Daniella Mestyanek Young knows a little something about the psychology of groups. She grew up in a cult, escaped when she was 15, graduated from high school, went to college, and then joined the Army. She has read just about everything she can find about group psychology, like memoirs of former cult members. And now she’s offering up her own thoughts, hard won through years of difficult personal experience, trauma, and healing.
As a child, she was born into The Children of God, a strict religious cult where the women (and girls) were treated as second-class citizens. Daniella grew up mostly on a commune in Brazil, where she and the other girls were beaten and abused. They were taught to do anything that the Uncles told them to do (the Uncles being all the men at the commune), and the Aunties could do nothing to protect them. Her mother had been born into the cult also, and she had been married to the leader of the cult when she was a young teenager. She started having babies when she was really still a kid herself, at 14, and continued to have babies as the years went on, so she couldn’t do much for Daniella, to protect her from the abuse.
Daniella seemed particularly prone to getting herself, and often the others with her, into trouble in the cult. She would try to speak up, she wanted to say that what was happening was wrong, and that meant more smacks for her and for all the other children. As she got older, she got more and more disillusioned with her treatment in The Family, so when she is 15 she leaves.
There is a former Family member living in Texas, and she lets Daniella move in with her. They get Daniella registered at the local high school, the most formal schooling she’d had up to that point, and she finds a job. While her fellow high schoolers are worrying about makeup and dates, she is basically raising herself in an environment that is radically different than anything she has ever known. While she is no longer living with the Family, she can’t shake the feeling that she is about to be in trouble, she s about to be punished, she is about to be exposed as the fraud she is.
When she writes an essay for a class about growing up in a cult, she is called to her counselor’s office. Daniella figures that this is it, this is the moment that she will have to answer to the police for her behavior, or she will get kicked out of school, or something else horrible will happen. Instead, her counselor explains that colleges will be interested in her, that there are probably many that will offer her scholarships. For the first time, Daniella realizes that no one is waiting to punish her any more, that she is free to do what she wants, and that her experiences may have value.
After college, Daniella decides to join the Army. It was an idea she’d been thinking about, and she thinks she will do well with the structure. She pushes herself hard, to prove that she can keep up with all the boys, and she does. But it also turns out to be an environment where the men are encouraged to succeed while the women are treated as second-class citizens. In some ways, it feels to her like home.

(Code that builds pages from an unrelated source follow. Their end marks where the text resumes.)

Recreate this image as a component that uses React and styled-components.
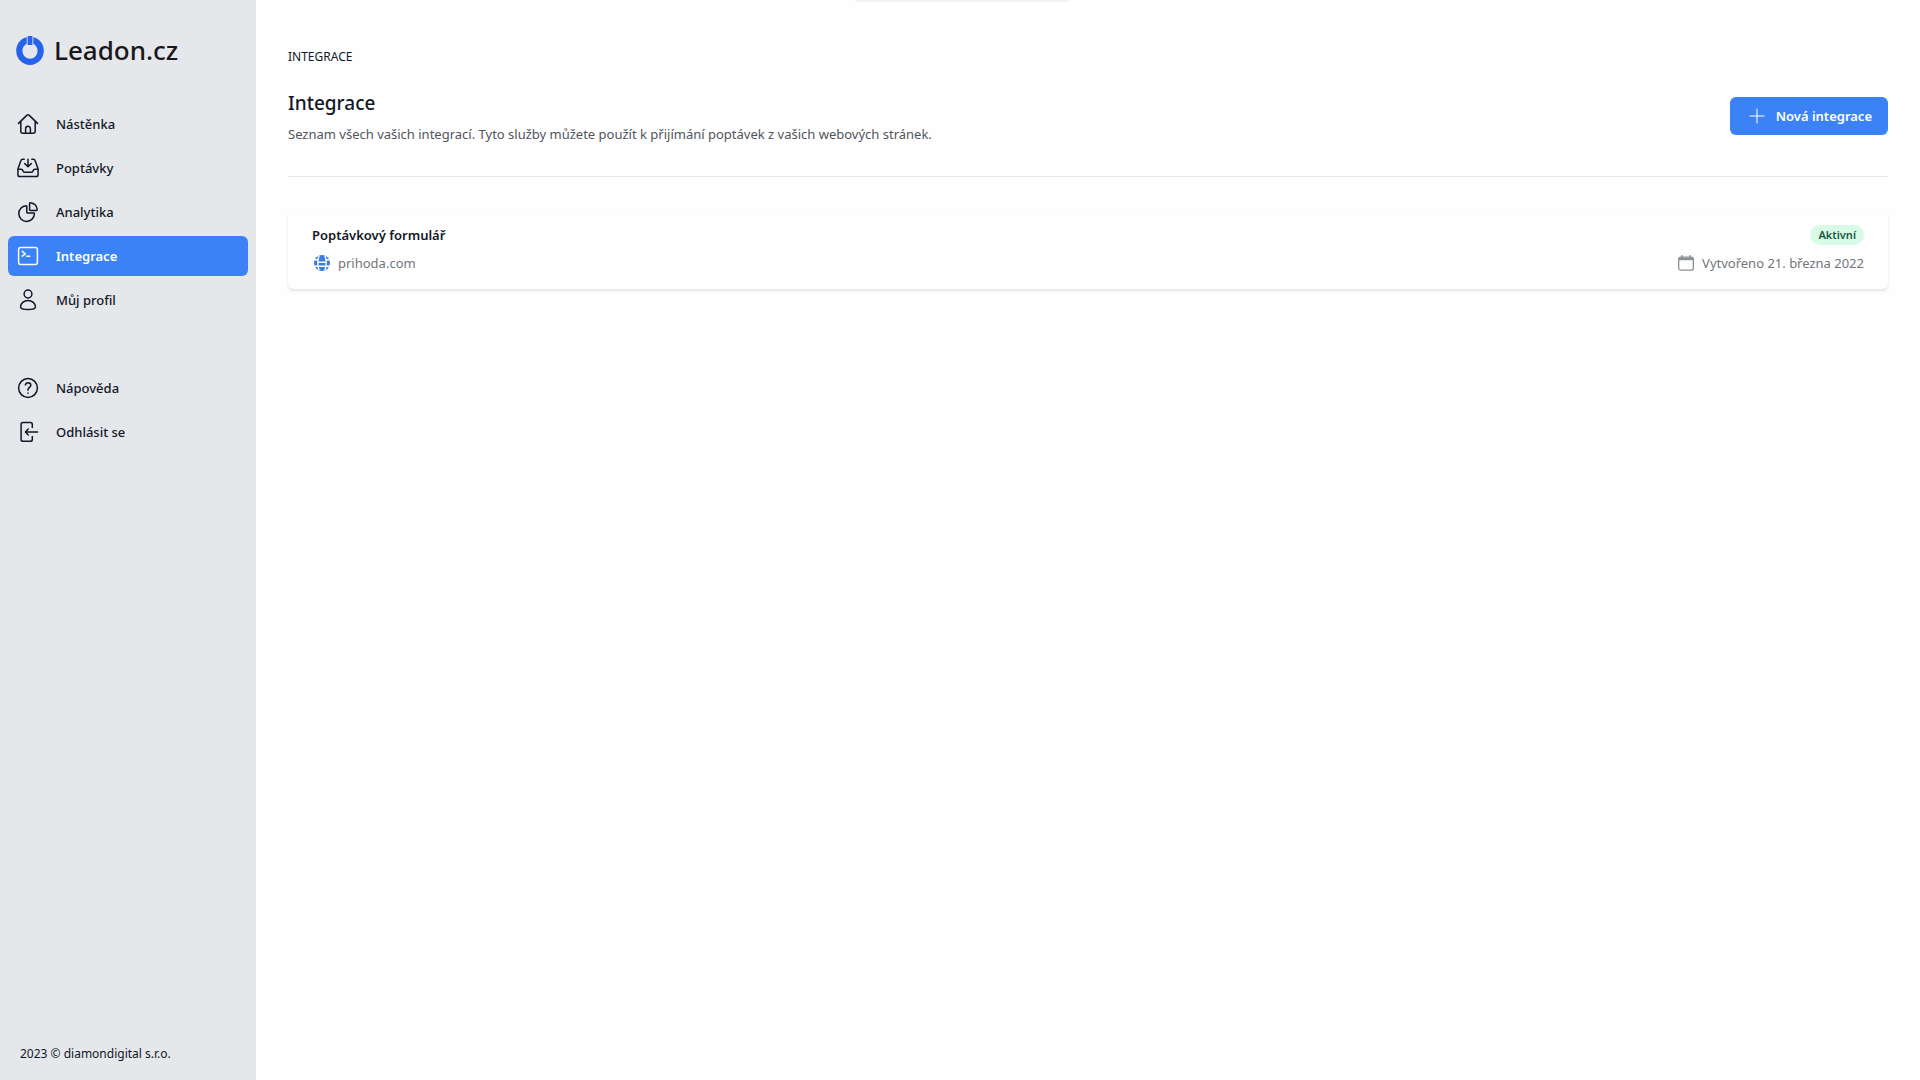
import React from 'react';
import styled, { createGlobalStyle } from 'styled-components';

const GlobalStyle = createGlobalStyle`
  *, *::before, *::after { box-sizing: border-box; }
  body {
    margin: 0;
    background: #fefefe;
    color: #111827;
    font-family: "Segoe UI", "Noto Sans", "Open Sans", sans-serif;
    font-size: 13px;
    line-height: 20px;
  }
  h1, h2, p { margin: 0; }
  a { color: inherit; text-decoration: none; }
  svg { display: block; flex: none; }
`;

const Layout = styled.div`
  display: flex;
  min-height: 100vh;
`;

const Sidebar = styled.aside`
  display: flex;
  flex-direction: column;
  flex: none;
  width: 256px;
  background: #e5e7eb;
`;

const Brand = styled.a`
  display: flex;
  align-items: center;
  gap: 10px;
  padding: 32px 16px;
  font-size: 26px;
  line-height: 36px;
  font-weight: 500;
  color: #18181b;
`;

const Nav = styled.nav`
  display: flex;
  flex-direction: column;
  gap: 48px;
  padding: 4px 8px;
`;

const NavGroup = styled.div`
  display: flex;
  flex-direction: column;
  gap: 4px;
`;

const NavLink = styled.a`
  display: flex;
  align-items: center;
  gap: 18px;
  height: 40px;
  padding: 0 10px;
  border-radius: 6px;
  font-weight: ${(p) => (p.$active ? 600 : 500)};
  color: ${(p) => (p.$active ? '#fff' : '#111827')};
  background: ${(p) => (p.$active ? '#3b82f6' : 'transparent')};
`;

const Copyright = styled.p`
  margin-top: auto;
  padding: 16px 20px;
  font-size: 12px;
`;

const Main = styled.main`
  flex: 1;
  min-width: 0;
  padding: 48px 32px;
`;

const Breadcrumb = styled.p`
  margin-bottom: 22px;
  font-size: 12px;
  line-height: 18px;
  text-transform: uppercase;
`;

const PageHeader = styled.header`
  display: flex;
  align-items: center;
  justify-content: space-between;
  gap: 24px;
  padding-bottom: 32px;
  border-bottom: 1px solid #e5e7eb;
`;

const Title = styled.h1`
  margin-bottom: 6px;
  font-size: 19px;
  line-height: 30px;
  font-weight: 500;
`;

const Description = styled.p`
  color: #50555d;
`;

const PrimaryButton = styled.button`
  display: flex;
  align-items: center;
  gap: 12px;
  height: 38px;
  padding: 0 16px 0 20px;
  border: 0;
  border-radius: 6px;
  background: #3b82f6;
  color: #fff;
  font: inherit;
  font-weight: 600;
  white-space: nowrap;
`;

const Card = styled.a`
  display: flex;
  flex-direction: column;
  gap: 8px;
  margin-top: 32px;
  padding: 16px 24px;
  border-radius: 6px;
  background: #fefefe;
  box-shadow: 0 2px 3px rgba(0, 0, 0, 0.1);
`;

const CardRow = styled.div`
  display: flex;
  align-items: center;
  justify-content: space-between;
`;

const CardTitle = styled.h2`
  font-size: 13px;
  line-height: 20px;
  font-weight: 600;
`;

const Badge = styled.span`
  padding: 0 8px;
  border-radius: 10px;
  background: #d7fbe6;
  color: #1c5a43;
  font-size: 11px;
  font-weight: 600;
`;

const Meta = styled.span`
  display: flex;
  align-items: center;
  gap: 8px;
  color: #72767d;
`;

const Toast = styled.div`
  position: fixed;
  top: -40px;
  left: 50%;
  width: 216px;
  height: 40px;
  margin-left: -106px;
  border-radius: 4px;
  box-shadow: 0 1px 3px rgba(0, 0, 0, 0.08);
`;

const Icon = ({ size = 20, children }) => (
  <svg
    width={size}
    height={size}
    viewBox="0 0 20 20"
    fill="none"
    stroke="currentColor"
    strokeWidth="1.5"
    strokeLinecap="round"
    strokeLinejoin="round"
    overflow="visible"
    aria-hidden="true"
  >
    {children}
  </svg>
);

const icons = {
  home: (
    <path d="M.5 9.4 9 1.1a1.4 1.4 0 0 1 2 0l8.5 8.3M2.8 7.4v10.4c0 .8.6 1.4 1.4 1.4h11.6c.8 0 1.4-.6 1.4-1.4V7.4M7.6 19v-4.3a2.4 2.4 0 0 1 4.8 0V19" />
  ),
  inbox: (
    <path d="M10 1.2v7.4M6.8 5.6 10 8.7l3.2-3.1M6.2 1.2H4.7c-.9 0-1.6.5-1.8 1.3L-.1 11v5.7c0 1 .8 1.8 1.8 1.8h16.6c1 0 1.8-.8 1.8-1.8V11l-3-8.5c-.2-.8-.9-1.3-1.8-1.3h-1.5M-.1 11.3h3.3c.8 0 1.4.5 1.6 1.2.3 1.2 1 1.8 2 1.8h6.4c1 0 1.7-.6 2-1.8.2-.7.8-1.2 1.6-1.2h3.3" />
  ),
  chart: (
    <>
      <path d="M8.2 3.8a7.8 7.8 0 1 0 8.2 7.9c0-.5-.3-.7-.7-.7H9.6a.8.8 0 0 1-.8-.8V4.5c0-.4-.2-.7-.6-.7z" />
      <path d="M11.6 1.5v6.1c0 .5.3.8.8.8h6c.6 0 .9-.4.8-1A7.7 7.7 0 0 0 12.5.7c-.5-.1-.9.2-.9.8z" />
    </>
  ),
  terminal: (
    <>
      <rect x=".6" y="1.4" width="18.8" height="17" rx="2" />
      <path d="m4.3 5.4 3 2.4-3 2.4M8.8 10.2h3" />
    </>
  ),
  user: (
    <>
      <circle cx="10" cy="4" r="3.9" />
      <path d="M10 10.4c4.2 0 7.4 3.1 7.5 6.4 0 1.6-2.6 2.8-7.5 2.8s-7.5-1.2-7.5-2.8c.1-3.3 3.3-6.4 7.5-6.4z" />
    </>
  ),
  help: (
    <>
      <circle cx="10" cy="10" r="9.4" />
      <path d="M7.4 6.9c.3-1.3 1.3-2.1 2.7-2.1 1.6 0 2.7 1 2.7 2.4 0 2.3-2.8 2.2-2.8 4.6v.4M10 15v.2" />
    </>
  ),
  logout: (
    <path d="M14.3 5.4V2.5c0-1.1-.8-1.9-1.9-1.9H5C3.9.6 3.1 1.4 3.1 2.5v14.9c0 1.1.8 1.9 1.9 1.9h7.4c1.1 0 1.9-.8 1.9-1.9v-2.9M19.5 10H7.3M10.3 7l-3 3 3 3" />
  ),
  plus: <path d="M10 0v20M0 10h20" />,
};

const Logo = () => (
  <svg width="28" height="30" viewBox="0 0 28 30" fill="none" aria-hidden="true">
    <ellipse cx="14" cy="15.8" rx="10.7" ry="11" stroke="#2563eb" strokeWidth="6.2" />
    <path d="M10.7 0h6.6v10.8h-6.6z" fill="#e5e7eb" />
    <path d="M11.6 1h4.8v9h-4.8z" fill="#2563eb" />
  </svg>
);

const Globe = () => (
  <svg width="18" height="16" viewBox="0 0 18 16" fill="none" aria-hidden="true">
    <circle cx="10" cy="8" r="8" fill="#3b7ddd" />
    <path
      d="M1 4.7h5.6M13.4 4.7H19M1 11.3h18M5.6 7.2h8.8M7.2.5C5.4 4 5.4 12 7.2 15.5M12.8.5c1.8 3.5 1.8 11.5 0 15"
      stroke="#fefefe"
      strokeWidth="1.4"
    />
  </svg>
);

const Calendar = () => (
  <svg width="16" height="16" viewBox="0 0 16 16" fill="none" stroke="#8b8f94" aria-hidden="true">
    <rect x=".7" y="2.2" width="14.6" height="13" rx="2" strokeWidth="1.3" />
    <path d="M.7 4h14.6" strokeWidth="2.4" />
    <path d="M4 0v3M12 0v3" strokeWidth="1.3" />
  </svg>
);

const navGroups = [
  [
    { label: 'Nástěnka', icon: 'home' },
    { label: 'Poptávky', icon: 'inbox' },
    { label: 'Analytika', icon: 'chart' },
    { label: 'Integrace', icon: 'terminal', active: true },
    { label: 'Můj profil', icon: 'user' },
  ],
  [
    { label: 'Nápověda', icon: 'help' },
    { label: 'Odhlásit se', icon: 'logout' },
  ],
];

export default function App() {
  return (
    <>
      <GlobalStyle />
      <Layout>
        <Sidebar>
          <Brand href="#">
            <Logo />
            Leadon.cz
          </Brand>
          <Nav>
            {navGroups.map((group, i) => (
              <NavGroup key={i}>
                {group.map((item) => (
                  <NavLink key={item.label} href="#" $active={item.active}>
                    <Icon>{icons[item.icon]}</Icon>
                    {item.label}
                  </NavLink>
                ))}
              </NavGroup>
            ))}
          </Nav>
          <Copyright>2023 © diamondigital s.r.o.</Copyright>
        </Sidebar>
        <Main>
          <Breadcrumb>Integrace</Breadcrumb>
          <PageHeader>
            <div>
              <Title>Integrace</Title>
              <Description>
                Seznam všech vašich integrací. Tyto služby můžete použít k přijímání poptávek z vašich webových stránek.
              </Description>
            </div>
            <PrimaryButton type="button">
              <Icon size={14}>{icons.plus}</Icon>
              Nová integrace
            </PrimaryButton>
          </PageHeader>
          <Card href="#">
            <CardRow>
              <CardTitle>Poptávkový formulář</CardTitle>
              <Badge>Aktivní</Badge>
            </CardRow>
            <CardRow>
              <Meta>
                <Globe />
                prihoda.com
              </Meta>
              <Meta>
                <Calendar />
                Vytvořeno 21. března 2022
              </Meta>
            </CardRow>
          </Card>
        </Main>
      </Layout>
      <Toast />
    </>
  );
}
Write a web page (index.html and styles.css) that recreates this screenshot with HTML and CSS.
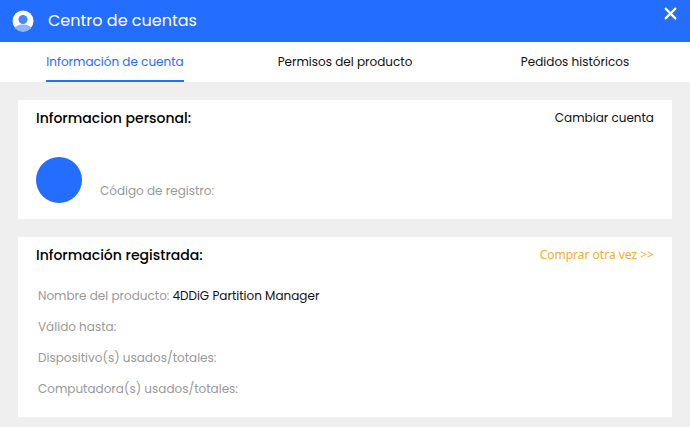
FILE: index.html
```html
<!DOCTYPE html>
<html lang="es">
<head>
    <meta charset="UTF-8" />
    <meta name="viewport" content="width=device-width, initial-scale=1.0" />
    <title>Centro de cuentas</title>
    <link rel="stylesheet" href="styles.css">
</head>
<body>
    <header class="titlebar">
        <svg class="logo" viewBox="0 0 22 22" aria-hidden="true">
            <defs>
                <clipPath id="disc"><circle cx="11" cy="11" r="10.5" /></clipPath>
            </defs>
            <circle cx="11" cy="11" r="10.5" fill="#fff" />
            <g clip-path="url(#disc)">
                <path d="M2 22v-3c1-3 4-4.500 9-4.500s8 1.500 9 4.500v3z" fill="#8db4ff" />
                <circle cx="11" cy="9.500" r="4.500" fill="#4a86ff" />
            </g>
        </svg>
        <h1>Centro de cuentas</h1>
        <button class="close" type="button" aria-label="Cerrar">
            <svg viewBox="0 0 12 12" aria-hidden="true">
                <path d="M1.500 1.500l9 9M10.500 1.500l-9 9" stroke="#fff" stroke-width="2" stroke-linecap="round" />
            </svg>
        </button>
    </header>

    <nav class="tabs">
        <a class="tab active" href="#cuenta">Información de cuenta</a>
        <a class="tab" href="#permisos">Permisos del producto</a>
        <a class="tab" href="#pedidos">Pedidos históricos</a>
    </nav>

    <main class="content" id="cuenta">
        <section class="card">
            <div class="card-head">
                <h2>Informacion personal:</h2>
                <a class="switch" href="#cambiar">Cambiar cuenta</a>
            </div>
            <div class="profile">
                <div class="avatar"></div>
                <p class="code">Código de registro:</p>
            </div>
        </section>

        <section class="card">
            <div class="card-head">
                <h2>Información registrada:</h2>
                <a class="buy" href="#comprar">Comprar otra vez &gt;&gt;</a>
            </div>
            <dl class="details">
                <div><dt>Nombre del producto:</dt><dd>4DDiG Partition Manager</dd></div>
                <div><dt>Válido hasta:</dt><dd></dd></div>
                <div><dt>Dispositivo(s) usados/totales:</dt><dd></dd></div>
                <div><dt>Computadora(s) usados/totales:</dt><dd></dd></div>
            </dl>
        </section>
    </main>
</body>
</html>
```

FILE: styles.css
```css
* {
    box-sizing: border-box;
}
body {
    margin: 0;
    font-family: Poppins, Inter, sans-serif;
    font-size: 12px;
    line-height: 18px;
    color: #111;
    background: #efefef;
}
h1, h2, p, dl, dd {
    margin: 0;
}
a {
    color: inherit;
    text-decoration: none;
}
.titlebar {
    display: flex;
    align-items: center;
    gap: 14px;
    height: 42px;
    padding: 0 13px 0 12px;
    color: #fff;
    background: #236dff;
}
.logo {
    width: 22px;
    height: 22px;
}
h1 {
    flex: 1;
    font-size: 16px;
    font-weight: 400;
    line-height: 24px;
}
.close {
    align-self: flex-start;
    display: flex;
    margin-top: 7px;
    padding: 0;
    border: none;
    background: none;
    cursor: pointer;
}
.close svg {
    width: 13px;
    height: 13px;
}
.tabs {
    display: grid;
    grid-template-columns: repeat(3, 1fr);
    justify-items: center;
    height: 40px;
    background: #fff;
}
.tab {
    padding-top: 11px;
    border-bottom: 2px solid transparent;
}
.tab.active {
    color: #236dff;
    border-color: #236dff;
}
.content {
    display: flex;
    flex-direction: column;
    gap: 18px;
    padding: 18px 18px 10px;
}
.card {
    padding: 7px 18px 16px;
    background: #fff;
}
.card-head {
    display: flex;
    justify-content: space-between;
    align-items: center;
    line-height: 22px;
}
h2 {
    font-size: 14px;
    font-weight: 500;
    color: #000;
}
.buy {
    font-family: "Segoe UI", "Noto Sans", sans-serif;
    color: #f9ab1c;
}
.profile {
    display: flex;
    align-items: flex-end;
    gap: 18px;
    margin-top: 28px;
}
.avatar {
    width: 46px;
    height: 46px;
    border-radius: 50%;
    background: #236dff;
}
.code {
    padding-bottom: 3px;
    color: #999;
}
.details {
    display: grid;
    gap: 13px;
    padding: 21px 2px 3px;
}
.details div {
    display: flex;
    gap: 3px;
}
.details dt {
    color: #999;
}
```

She makes it through basic training and goes into intelligence. She serves in Afghanistan, where there are fewer women and not much support for the women who are in the sand box. Daniella fights to stay strong, despite the names she’s called, despite the pamphlets that encourage women not to get sexually abused by their fellow soldiers, despite the double standards. And when she gets the chance to be one of the first women in combat, she signs up.
Her years of service and dedication to the job gets her a promotion to Captain and a better job in the Army, but the toxic masculinity is still the norm. The Army starts to understand that the environment is not conducive to healthy relationships between the men and the women, and when Daniella tries to speak up about her experiences, she finds that her good intentions backfire and she is accused of making things worse for another female soldier. The fallout from that affects her health so thoroughly that she ends up in the hospital with a potential brain tumor.
Eventually, she is able to figure out how to be emotionally and physically healthy, but it takes many years for her to sort it all out and find her way to a happy marriage and to being able to put all of her trauma and healing into this book. Uncultured is a difficult book to read, for all the abuse, particularly when she was a child. But Daniella never stopped fighting. She fought for her freedom, she fought for her life, she fought for her safety, and she fought for her healing. She is an inspiration to anyone who has felt trapped in a toxic group or relationship, and the strength of her spirit is a thing of beauty.
Uncultured is an important book. It will be motivational for those looking for a way out of a difficult situation, and it can be instructional to those who are working with former cult members and veterans. Her insights into the way a group can affect behavior are backed by personal experience as well as research, and they are offered here with compassion and empathy.
I listened to Uncultured, read by Daniella herself, which made some parts particularly difficult to hear. I hope it was healing for her to finally get to tell her own story in a way that she has control of. It was both traumatic and healing to listen to her tell it. But despite all the pain that she openly shares with us, I am glad I listened to this book. Her story is important, and I got to bear witness to her downs and her ups, to her extended punishment at The Children of God commune to getting to meet President Barack Obama after being invited to the White House. I don’t believe this book is for just anyone. I think you need to know what you’re getting into with this book and go into it knowing it will be painful and horrific and traumatic. But it’s also important and empowering and healing, and readers who are well prepared will find Daniella’s story an inspiration.
A copy of the audio book for Uncultured was provided by Macmillan Audio through NetGalley, with many thanks.